A 23% spike in crude to around $119 is extreme even by commodity standards. Moves of that magnitude are usually driven by a mix of fundamental shocks and speculative positioning. The key question is whether the move is structural or event-driven.
1. What supports a longer trend
If the rally is sustained, it will likely be due to three structural factors.
Supply constraint
Continued discipline from OPEC and its partners, together with geopolitical disruptions, can keep spare capacity tight.
Inventory drawdowns
Declining stockpiles reported by the U.S. Energy Information Administration suggest the physical market is already tight rather than purely speculative.
Energy underinvestment
For years, global upstream investment has lagged demand growth. That structural imbalance can justify higher equilibrium prices.
Under such conditions, crude benchmarks such as West Texas Intermediate and Brent Crude can remain elevated for months rather than days.
2. Why it could still be a sentiment spike
However, a 20% single move often indicates positioning stress.
Geopolitical premium can unwind quickly if tensions ease.
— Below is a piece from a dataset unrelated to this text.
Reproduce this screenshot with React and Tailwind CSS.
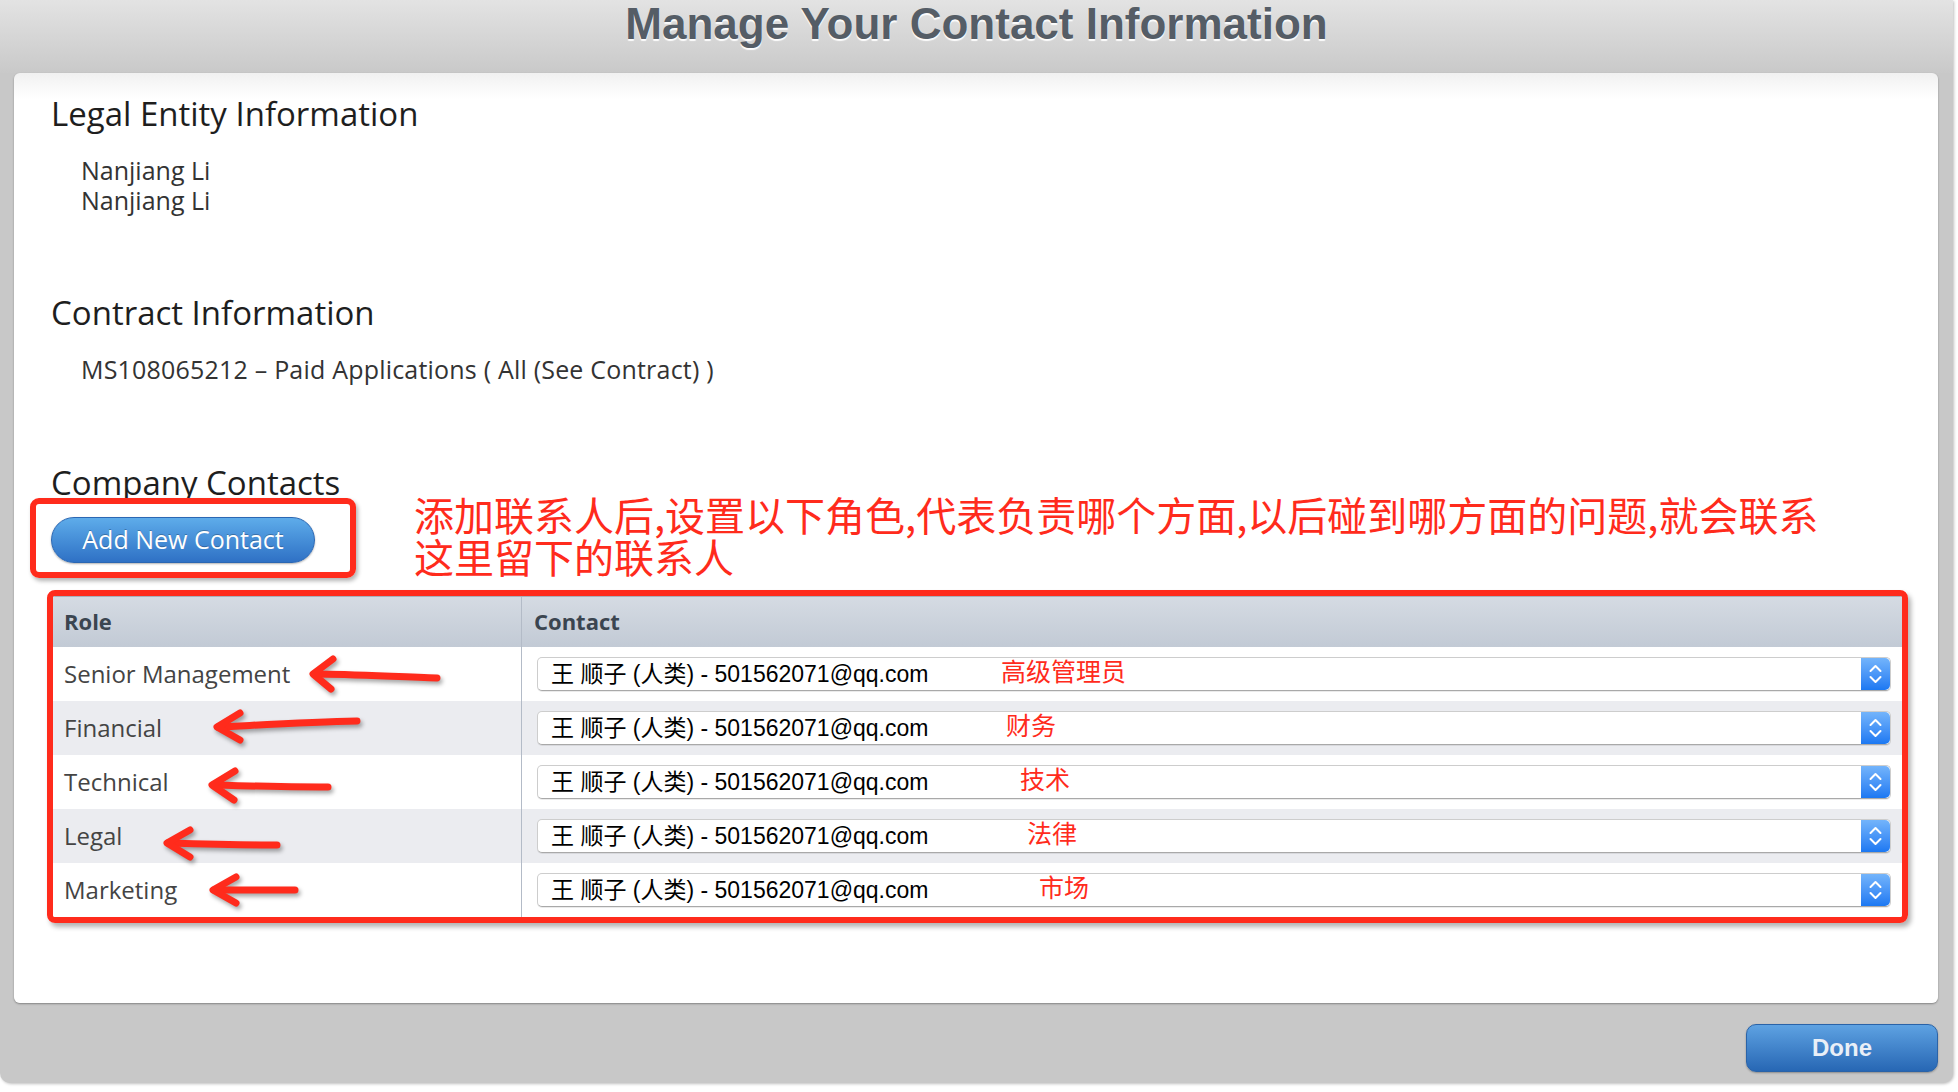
import React from 'react';

const roles = [
  { name: 'Senior Management', note: '高级管理员', noteLeft: 'left-[463px]' },
  { name: 'Financial', note: '财务', noteLeft: 'left-[468px]' },
  { name: 'Technical', note: '技术', noteLeft: 'left-[482px]' },
  { name: 'Legal', note: '法律', noteLeft: 'left-[489px]' },
  { name: 'Marketing', note: '市场', noteLeft: 'left-[501px]' },
];

const body = { fontFamily: '"Open Sans", "Noto Sans", sans-serif' };
const cjk = { fontFamily: '"Liberation Sans", "Noto Sans CJK SC", sans-serif' };

function Stepper() {
  return (
    <div className="w-[29px] h-full rounded-r-[5px] bg-gradient-to-b from-[#73b4fb] to-[#1b78f2] flex items-center justify-center">
      <svg width="29" height="34" viewBox="0 0 29 34" fill="none" stroke="#fff" strokeWidth="2" strokeLinecap="round" strokeLinejoin="round">
        <path d="M9.5 14 L14.5 9 L19.5 14" />
        <path d="M9.5 20 L14.5 25 L19.5 20" />
      </svg>
    </div>
  );
}

function ContactSelect({ note, noteLeft }) {
  return (
    <div className="relative flex h-[34px] items-center rounded-[5px] border border-[#cdcdcd] border-b-[#a9a9a9] bg-white shadow-[0_1px_0_rgba(0,0,0,0.08)]">
      <span className="flex-1 pl-[13px] text-[23px] text-black whitespace-nowrap" style={cjk}>
        王 顺子 (人类) - 501562071@qq.com
      </span>
      <span
        className={`absolute ${noteLeft} top-[-3px] text-[25px] leading-[30px] text-[#ff2b1c]`}
        style={{ fontFamily: '"Noto Sans CJK SC", sans-serif' }}
      >
        {note}
      </span>
      <Stepper />
    </div>
  );
}

function Arrows() {
  const arrows = [
    { shaft: 'M437 678 C400 677 350 674 314 674', head: 'M333 659 L313 674 L331 689' },
    { shaft: 'M357 721 C310 722 260 725 218 727', head: 'M240 713 L217 727 L240 740' },
    { shaft: 'M328 787 C290 787 250 786 213 785', head: 'M235 771 L212 785 L234 800' },
    { shaft: 'M277 845 C240 845 200 844 168 843', head: 'M190 830 L167 843 L190 857' },
    { shaft: 'M295 890 C270 890 240 890 214 890', head: 'M236 877 L213 890 L236 903' },
  ];
  return (
    <svg
      className="absolute left-0 top-0 pointer-events-none"
      width="1958"
      height="1092"
      viewBox="0 0 1958 1092"
      fill="none"
      stroke="#ff2b1c"
      strokeWidth="7"
      strokeLinecap="round"
      strokeLinejoin="round"
      style={{ filter: 'drop-shadow(2px 3px 2px rgba(0,0,0,0.35))' }}
    >
      {arrows.map((a, i) => (
        <g key={i}>
          <path d={a.shaft} />
          <path d={a.head} />
        </g>
      ))}
    </svg>
  );
}

export default function App() {
  return (
    <div className="relative w-[1958px] h-[1092px] bg-white overflow-hidden">
      <div className="w-[1953px] h-[1083px] flex flex-col bg-[#c8c8c8] rounded-b-[10px] shadow-[1px_1px_3px_rgba(0,0,0,0.25)]">
        {/* Header */}
        <div className="h-[73px] bg-gradient-to-b from-[#e3e3e3] to-[#c9c9c9] flex justify-center">
          <h1
            className="mt-[1px] text-[44px] leading-[46px] font-bold text-[#555d66] [text-shadow:0_2px_1px_rgba(255,255,255,0.95)]"
            style={{ fontFamily: '"Liberation Sans", Arial, sans-serif' }}
          >
            Manage Your Contact Information
          </h1>
        </div>

        {/* Card */}
        <div
          className="flex-1 mx-[14px] mr-[15px] rounded-[6px] bg-[linear-gradient(to_bottom,#f1f1f1,#ffffff_26px)] shadow-[0_1px_2px_rgba(0,0,0,0.35)] pl-[37px] pr-[30px] pt-[21px] text-[#222]"
          style={body}
        >
          <h2 className="text-[33px] leading-[40px] text-[#1e1e1e]">Legal Entity Information</h2>
          <div className="mt-[21px] pl-[30px] text-[25px] leading-[30px] text-[#333]">
            <div>Nanjiang Li</div>
            <div>Nanjiang Li</div>
          </div>

          <h2 className="mt-[78px] text-[33px] leading-[40px] text-[#1e1e1e]">Contract Information</h2>
          <div className="mt-[22px] pl-[30px] text-[25px] leading-[29px] text-[#333] tracking-[0.2px]">
            MS108065212 – Paid Applications ( All (See Contract) )
          </div>

          <h2 className="mt-[79px] h-[35px] overflow-hidden text-[33px] leading-[40px] text-[#1e1e1e]">Company Contacts</h2>

          <div className="flex items-start">
            <div className="-ml-[21px] rounded-[9px] border-[6px] border-[#ff2b1c] pl-[15px] pt-[13px] pb-[9px] pr-[35px] shadow-[2px_3px_4px_rgba(0,0,0,0.3)]">
              <button className="h-[46px] w-[264px] rounded-full border border-[#2b67b3] bg-gradient-to-b from-[#5eacea] to-[#2f71c5] text-[25px] text-white shadow-[0_1px_2px_rgba(0,0,0,0.3)] [text-shadow:0_-1px_0_rgba(0,0,0,0.25)]">
                Add New Contact
              </button>
            </div>
            <div
              className="ml-[58px] -mt-[5px] text-[40px] leading-[42px] text-[#ff2b1c] whitespace-nowrap"
              style={{ fontFamily: '"Noto Sans CJK SC", sans-serif' }}
            >
              <div>添加联系人后,设置以下角色,代表负责哪个方面,以后碰到哪方面的问题,就会联系</div>
              <div>这里留下的联系人</div>
            </div>
          </div>

          {/* Roles table */}
          <div className="mt-[12px] -ml-[4px] rounded-[8px] border-[6px] border-[#ff2b1c] shadow-[3px_4px_5px_rgba(0,0,0,0.3)] overflow-hidden">
            <div className="grid grid-cols-[469px_1fr] h-[51px] bg-gradient-to-b from-[#d5dbe3] to-[#c2cad5] border-t border-[#a9b0ba]">
              <div className="pl-[11px] pb-[1px] flex items-center text-[22px] font-bold text-[#3b4550] border-r border-[#b3bbc7]">Role</div>
              <div className="pl-[12px] pb-[1px] flex items-center text-[22px] font-bold text-[#3b4550]">Contact</div>
            </div>
            {roles.map((r, i) => (
              <div
                key={r.name}
                className={`grid grid-cols-[469px_1fr] h-[54px] ${i % 2 === 1 ? 'bg-[#ebecf0]' : 'bg-white'}`}
              >
                <div className="pl-[11px] flex items-center text-[24px] text-[#444] border-r border-[#b3bbc7]">{r.name}</div>
                <div className="pl-[15px] pr-[11px] flex items-center">
                  <div className="flex-1">
                    <ContactSelect note={r.note} noteLeft={r.noteLeft} />
                  </div>
                </div>
              </div>
            ))}
          </div>
        </div>

        {/* Footer */}
        <div className="h-[80px] flex justify-end items-start pt-[21px] pr-[15px]">
          <button
            className="h-[48px] w-[192px] rounded-[10px] border border-[#2a63a8] bg-gradient-to-b from-[#5ea2e2] to-[#2767b4] text-[24px] font-bold text-[#e9eff7] shadow-[0_1px_2px_rgba(0,0,0,0.3)]"
            style={{ fontFamily: '"Liberation Sans", Arial, sans-serif' }}
          >
            Done
          </button>
        </div>
      </div>

      <Arrows />
    </div>
  );
}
Hedge funds may have chased momentum after the breakout.
Demand destruction tends to emerge once prices exceed roughly $110–$120.
Historically, oil rallies driven by conflict often overshoot first, then retrace 10–15% before establishing a stable trend.
3. The practical interpretation
This looks less like a final peak and more like a volatility expansion phase. The market may be transitioning to a higher trading range (roughly $100–$120) rather than launching straight into a sustained supercycle.
In other words, the move signals revaluation risk for energy, but the probability of a near-term pullback is also high after such a sharp surge.